Let's take a real example to show how this works.
August 19, 2025. My wife called me in to help her decide what to do about a dentist that she thought was ripping her off. A couple of quick suggestions later, and she went to being mad at me about not having heard the problem through before trying to fix it badly. As soon as she was mad, I immediately connected with how stupid what I did was, and that this never goes well. But, of course, it was now too late.
Not a mistake I was going to make for a while. But, given my history, a mistake I was bound to make again.
I changed that. This time I stuck this into my spaced repetition system. Each time the prompt comes up, I remember that scene, holding in mind how it important it is to emotionally engage, not offer quick suggestions, and be sure to listen to the full problem in detail. It takes me less than 30 seconds. Reviewing this prompt, for my whole lifetime, will take less than 15 minutes of work. Just typing this up this time takes more work than I'll spend on it in the next several years.
This mistake hasn't happened since. Not once. And I believe it won't again in my life.
I have literally changed dozens of such behaviors. My wife says that it is like there is a whole new me. She can't believe the transformation.
All it took is looking at spaced repetition as general purpose structured reinforcement, and not as just a way to study flashcards.
Choosing to be right, is choosing to be alone.
Whatever you choose to put above trying to get along with others, limits who can be part of your group. In the extreme, you will feel absolutely justified. And yet be absolutely alone.

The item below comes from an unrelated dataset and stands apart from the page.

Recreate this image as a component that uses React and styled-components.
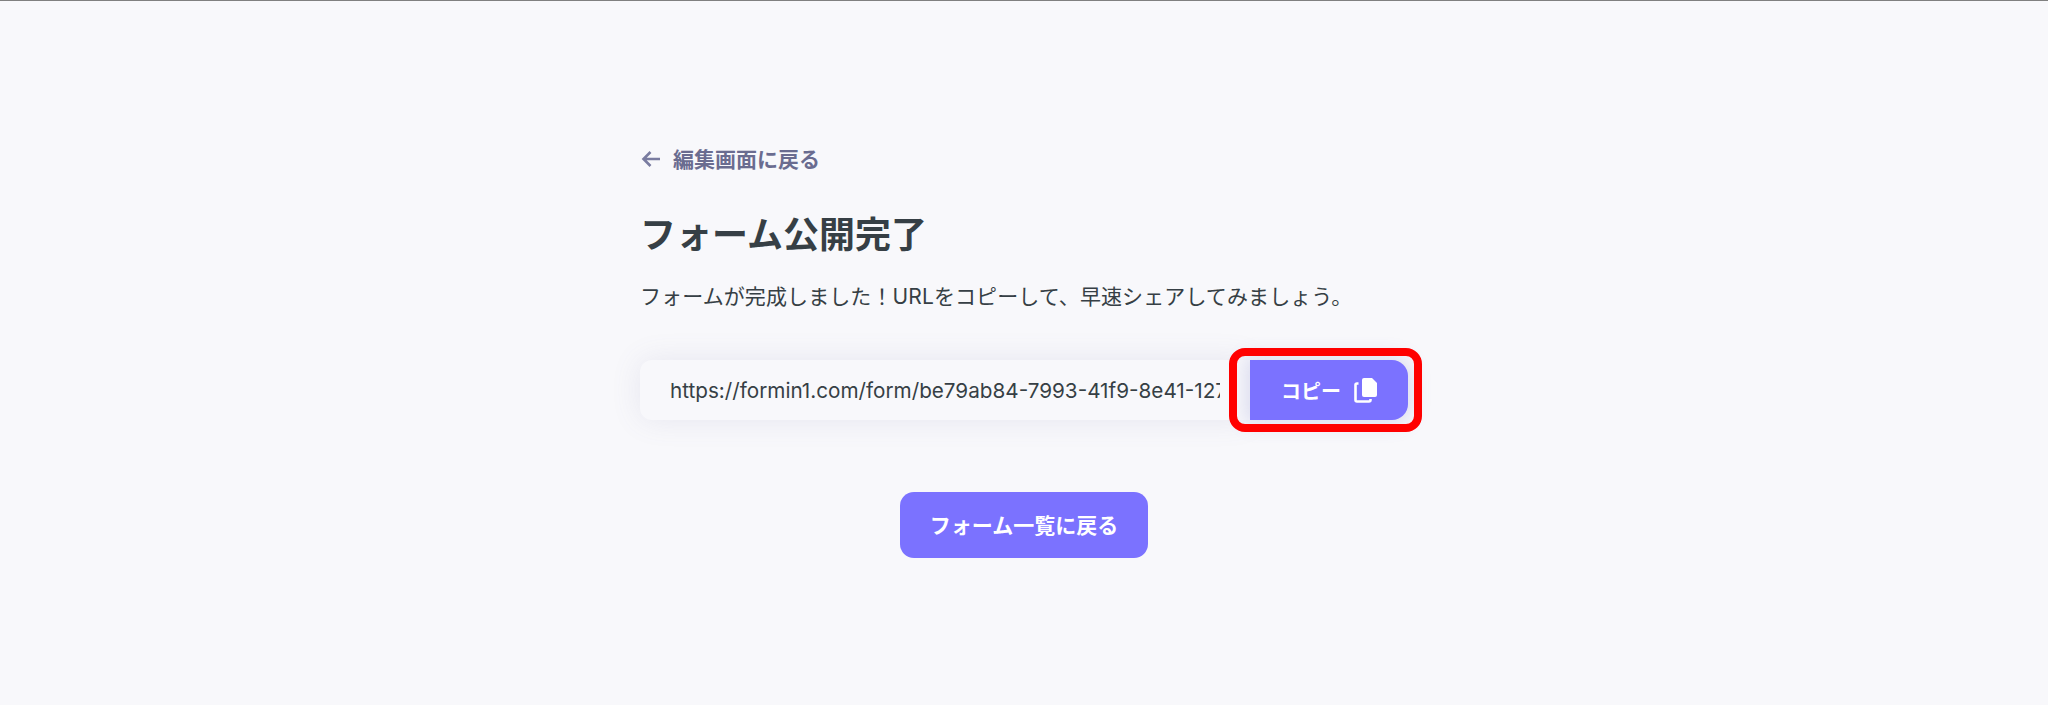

As an example, language communities that focus on being able to find the ideal way to program (eg Lisp) tend to splinter. The languages that achieve broad acceptance (eg Python) do things that most people recognize as bad.
This doesn't mean that we should always choose to get along, rather than being right. But failing to address emotions up front has damaged so many parts of my life, that I firmly wish that I hadn't stood for so long on how right my behavior was.
I hope that your choices are working better for you than my past choices did for me.
And as another commenter put it:
> You can be right, or you can be happy.
Are both invoking a false dichotomy. I phrase it differently:
"Put the focus on being useful, not on being right."
One often can be both right and useful. More importantly, being useful often means ignoring (minor) wrong things.
I had a coworker who focused on being right to the extreme. When someone would get stuck on a technical problem, he was masterful in being correct without helping the other person. He wouldn't look at the bigger picture, and wouldn't spend time trying to understand the other person's goals beyond the immediate problem he was facing.
Often, the person seeking help was phrasing things poorly (because of a poor understanding), and instead of diagnosing the problem, he'd just focus on what was said and provide a very correct and useless answer.
I was like that (perhaps I still am), just not to as extreme degree. The difference was that I wasn't as annoying in being correct, and people were comfortable in telling me "Yes, but none of what you said is helping me!" at which point I was forced to understand the bigger picture.
So: Before jumping to be right, focus on the real problem, and solve that (i.e. being useful). Forget the little minor incorrectness that was presented to you. Dwelling on correcting it is helping no one.